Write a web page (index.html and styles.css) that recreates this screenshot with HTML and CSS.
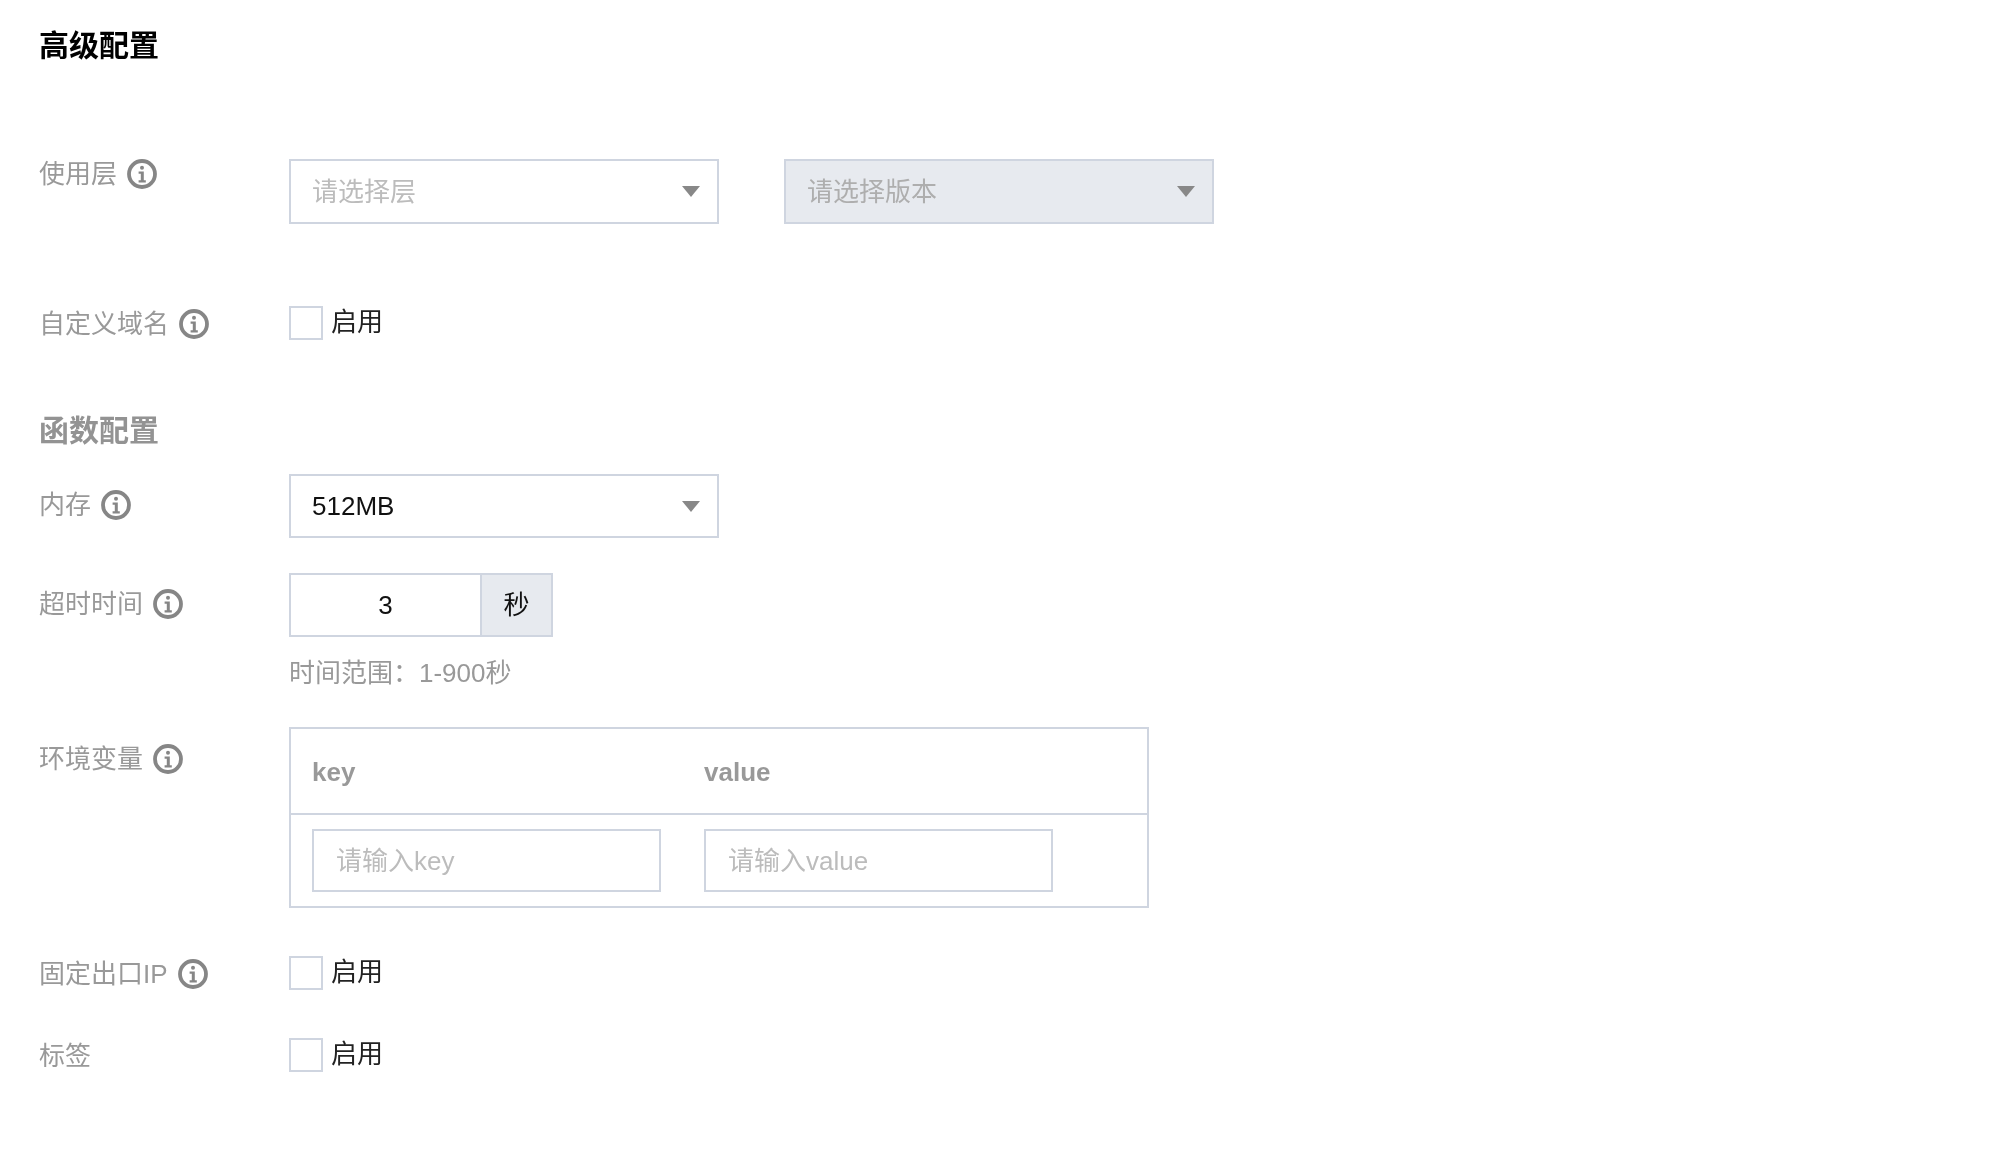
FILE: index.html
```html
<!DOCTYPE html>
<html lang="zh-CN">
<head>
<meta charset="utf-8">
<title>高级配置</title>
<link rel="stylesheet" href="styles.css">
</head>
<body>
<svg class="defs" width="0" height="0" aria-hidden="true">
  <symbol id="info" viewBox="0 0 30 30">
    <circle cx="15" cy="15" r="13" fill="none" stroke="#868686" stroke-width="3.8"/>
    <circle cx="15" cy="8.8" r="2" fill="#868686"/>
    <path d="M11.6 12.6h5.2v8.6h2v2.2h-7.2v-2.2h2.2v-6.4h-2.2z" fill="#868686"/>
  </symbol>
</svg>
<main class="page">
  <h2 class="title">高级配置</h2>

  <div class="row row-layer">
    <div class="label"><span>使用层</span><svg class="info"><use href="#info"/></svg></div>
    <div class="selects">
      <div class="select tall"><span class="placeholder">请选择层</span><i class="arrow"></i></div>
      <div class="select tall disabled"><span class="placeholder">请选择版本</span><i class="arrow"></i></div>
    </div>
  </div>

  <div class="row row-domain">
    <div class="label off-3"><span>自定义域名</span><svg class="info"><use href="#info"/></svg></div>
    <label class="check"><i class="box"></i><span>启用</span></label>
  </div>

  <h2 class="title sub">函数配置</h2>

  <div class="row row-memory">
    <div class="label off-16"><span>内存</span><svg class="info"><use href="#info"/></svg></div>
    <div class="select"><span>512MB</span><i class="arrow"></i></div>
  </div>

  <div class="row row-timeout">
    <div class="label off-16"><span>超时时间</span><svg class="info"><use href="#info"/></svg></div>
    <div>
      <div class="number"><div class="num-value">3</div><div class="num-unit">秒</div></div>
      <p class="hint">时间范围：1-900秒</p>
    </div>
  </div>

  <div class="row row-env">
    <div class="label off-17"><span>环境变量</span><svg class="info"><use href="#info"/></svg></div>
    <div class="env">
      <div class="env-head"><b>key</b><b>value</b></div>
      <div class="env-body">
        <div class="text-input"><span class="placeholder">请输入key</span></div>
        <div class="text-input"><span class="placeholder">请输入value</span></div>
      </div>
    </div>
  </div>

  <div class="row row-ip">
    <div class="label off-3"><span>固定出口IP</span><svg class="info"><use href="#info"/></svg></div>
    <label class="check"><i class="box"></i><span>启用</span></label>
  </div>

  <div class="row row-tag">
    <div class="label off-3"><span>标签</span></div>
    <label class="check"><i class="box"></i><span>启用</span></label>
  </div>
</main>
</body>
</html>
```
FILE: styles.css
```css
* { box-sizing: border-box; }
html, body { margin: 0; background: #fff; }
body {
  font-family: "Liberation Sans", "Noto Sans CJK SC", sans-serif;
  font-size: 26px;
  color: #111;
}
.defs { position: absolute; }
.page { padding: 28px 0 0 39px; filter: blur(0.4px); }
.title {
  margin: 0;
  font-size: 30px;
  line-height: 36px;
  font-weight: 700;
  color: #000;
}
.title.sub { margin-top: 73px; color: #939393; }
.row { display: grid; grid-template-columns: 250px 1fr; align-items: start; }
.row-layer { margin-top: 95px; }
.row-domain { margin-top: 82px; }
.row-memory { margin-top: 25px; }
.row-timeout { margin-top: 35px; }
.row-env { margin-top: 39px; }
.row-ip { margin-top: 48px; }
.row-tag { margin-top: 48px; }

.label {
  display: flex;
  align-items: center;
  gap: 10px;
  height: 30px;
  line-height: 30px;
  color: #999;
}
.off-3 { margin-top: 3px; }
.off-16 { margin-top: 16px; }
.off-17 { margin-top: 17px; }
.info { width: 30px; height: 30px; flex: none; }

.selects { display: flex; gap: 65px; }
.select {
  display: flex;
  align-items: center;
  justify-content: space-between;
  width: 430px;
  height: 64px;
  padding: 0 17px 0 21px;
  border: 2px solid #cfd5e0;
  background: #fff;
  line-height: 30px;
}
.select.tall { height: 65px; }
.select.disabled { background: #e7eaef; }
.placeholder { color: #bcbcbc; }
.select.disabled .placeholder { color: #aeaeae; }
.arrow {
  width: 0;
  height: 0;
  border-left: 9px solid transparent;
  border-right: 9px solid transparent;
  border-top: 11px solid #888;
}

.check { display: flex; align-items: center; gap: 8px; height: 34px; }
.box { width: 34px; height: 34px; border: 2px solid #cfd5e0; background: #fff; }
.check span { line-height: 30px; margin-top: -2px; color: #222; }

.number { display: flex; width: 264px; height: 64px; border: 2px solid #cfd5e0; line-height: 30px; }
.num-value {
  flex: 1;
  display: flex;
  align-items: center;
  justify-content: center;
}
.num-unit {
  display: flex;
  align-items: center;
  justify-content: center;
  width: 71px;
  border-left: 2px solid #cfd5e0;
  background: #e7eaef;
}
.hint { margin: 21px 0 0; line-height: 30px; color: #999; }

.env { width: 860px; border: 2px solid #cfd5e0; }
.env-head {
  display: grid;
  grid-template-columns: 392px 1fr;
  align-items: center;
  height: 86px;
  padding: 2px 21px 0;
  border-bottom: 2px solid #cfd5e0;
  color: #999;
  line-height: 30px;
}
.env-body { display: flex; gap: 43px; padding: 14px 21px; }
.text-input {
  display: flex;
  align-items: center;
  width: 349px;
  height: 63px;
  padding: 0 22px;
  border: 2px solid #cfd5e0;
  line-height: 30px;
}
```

================================

#### [EXERCISE PROMPT]
Repeat the material verbatim. Do not carry over any picture.

#### [WORKED ANSWER]
Write a web page (index.html and styles.css) that recreates this screenshot with HTML and CSS.
FILE: index.html
```html
<!DOCTYPE html>
<html lang="zh-CN">
<head>
<meta charset="utf-8">
<title>高级配置</title>
<link rel="stylesheet" href="styles.css">
</head>
<body>
<svg class="defs" width="0" height="0" aria-hidden="true">
  <symbol id="info" viewBox="0 0 30 30">
    <circle cx="15" cy="15" r="13" fill="none" stroke="#868686" stroke-width="3.8"/>
    <circle cx="15" cy="8.8" r="2" fill="#868686"/>
    <path d="M11.6 12.6h5.2v8.6h2v2.2h-7.2v-2.2h2.2v-6.4h-2.2z" fill="#868686"/>
  </symbol>
</svg>
<main class="page">
  <h2 class="title">高级配置</h2>

  <div class="row row-layer">
    <div class="label"><span>使用层</span><svg class="info"><use href="#info"/></svg></div>
    <div class="selects">
      <div class="select tall"><span class="placeholder">请选择层</span><i class="arrow"></i></div>
      <div class="select tall disabled"><span class="placeholder">请选择版本</span><i class="arrow"></i></div>
    </div>
  </div>

  <div class="row row-domain">
    <div class="label off-3"><span>自定义域名</span><svg class="info"><use href="#info"/></svg></div>
    <label class="check"><i class="box"></i><span>启用</span></label>
  </div>

  <h2 class="title sub">函数配置</h2>

  <div class="row row-memory">
    <div class="label off-16"><span>内存</span><svg class="info"><use href="#info"/></svg></div>
    <div class="select"><span>512MB</span><i class="arrow"></i></div>
  </div>

  <div class="row row-timeout">
    <div class="label off-16"><span>超时时间</span><svg class="info"><use href="#info"/></svg></div>
    <div>
      <div class="number"><div class="num-value">3</div><div class="num-unit">秒</div></div>
      <p class="hint">时间范围：1-900秒</p>
    </div>
  </div>

  <div class="row row-env">
    <div class="label off-17"><span>环境变量</span><svg class="info"><use href="#info"/></svg></div>
    <div class="env">
      <div class="env-head"><b>key</b><b>value</b></div>
      <div class="env-body">
        <div class="text-input"><span class="placeholder">请输入key</span></div>
        <div class="text-input"><span class="placeholder">请输入value</span></div>
      </div>
    </div>
  </div>

  <div class="row row-ip">
    <div class="label off-3"><span>固定出口IP</span><svg class="info"><use href="#info"/></svg></div>
    <label class="check"><i class="box"></i><span>启用</span></label>
  </div>

  <div class="row row-tag">
    <div class="label off-3"><span>标签</span></div>
    <label class="check"><i class="box"></i><span>启用</span></label>
  </div>
</main>
</body>
</html>
```
FILE: styles.css
```css
* { box-sizing: border-box; }
html, body { margin: 0; background: #fff; }
body {
  font-family: "Liberation Sans", "Noto Sans CJK SC", sans-serif;
  font-size: 26px;
  color: #111;
}
.defs { position: absolute; }
.page { padding: 28px 0 0 39px; filter: blur(0.4px); }
.title {
  margin: 0;
  font-size: 30px;
  line-height: 36px;
  font-weight: 700;
  color: #000;
}
.title.sub { margin-top: 73px; color: #939393; }
.row { display: grid; grid-template-columns: 250px 1fr; align-items: start; }
.row-layer { margin-top: 95px; }
.row-domain { margin-top: 82px; }
.row-memory { margin-top: 25px; }
.row-timeout { margin-top: 35px; }
.row-env { margin-top: 39px; }
.row-ip { margin-top: 48px; }
.row-tag { margin-top: 48px; }

.label {
  display: flex;
  align-items: center;
  gap: 10px;
  height: 30px;
  line-height: 30px;
  color: #999;
}
.off-3 { margin-top: 3px; }
.off-16 { margin-top: 16px; }
.off-17 { margin-top: 17px; }
.info { width: 30px; height: 30px; flex: none; }

.selects { display: flex; gap: 65px; }
.select {
  display: flex;
  align-items: center;
  justify-content: space-between;
  width: 430px;
  height: 64px;
  padding: 0 17px 0 21px;
  border: 2px solid #cfd5e0;
  background: #fff;
  line-height: 30px;
}
.select.tall { height: 65px; }
.select.disabled { background: #e7eaef; }
.placeholder { color: #bcbcbc; }
.select.disabled .placeholder { color: #aeaeae; }
.arrow {
  width: 0;
  height: 0;
  border-left: 9px solid transparent;
  border-right: 9px solid transparent;
  border-top: 11px solid #888;
}

.check { display: flex; align-items: center; gap: 8px; height: 34px; }
.box { width: 34px; height: 34px; border: 2px solid #cfd5e0; background: #fff; }
.check span { line-height: 30px; margin-top: -2px; color: #222; }

.number { display: flex; width: 264px; height: 64px; border: 2px solid #cfd5e0; line-height: 30px; }
.num-value {
  flex: 1;
  display: flex;
  align-items: center;
  justify-content: center;
}
.num-unit {
  display: flex;
  align-items: center;
  justify-content: center;
  width: 71px;
  border-left: 2px solid #cfd5e0;
  background: #e7eaef;
}
.hint { margin: 21px 0 0; line-height: 30px; color: #999; }

.env { width: 860px; border: 2px solid #cfd5e0; }
.env-head {
  display: grid;
  grid-template-columns: 392px 1fr;
  align-items: center;
  height: 86px;
  padding: 2px 21px 0;
  border-bottom: 2px solid #cfd5e0;
  color: #999;
  line-height: 30px;
}
.env-body { display: flex; gap: 43px; padding: 14px 21px; }
.text-input {
  display: flex;
  align-items: center;
  width: 349px;
  height: 63px;
  padding: 0 22px;
  border: 2px solid #cfd5e0;
  line-height: 30px;
}
```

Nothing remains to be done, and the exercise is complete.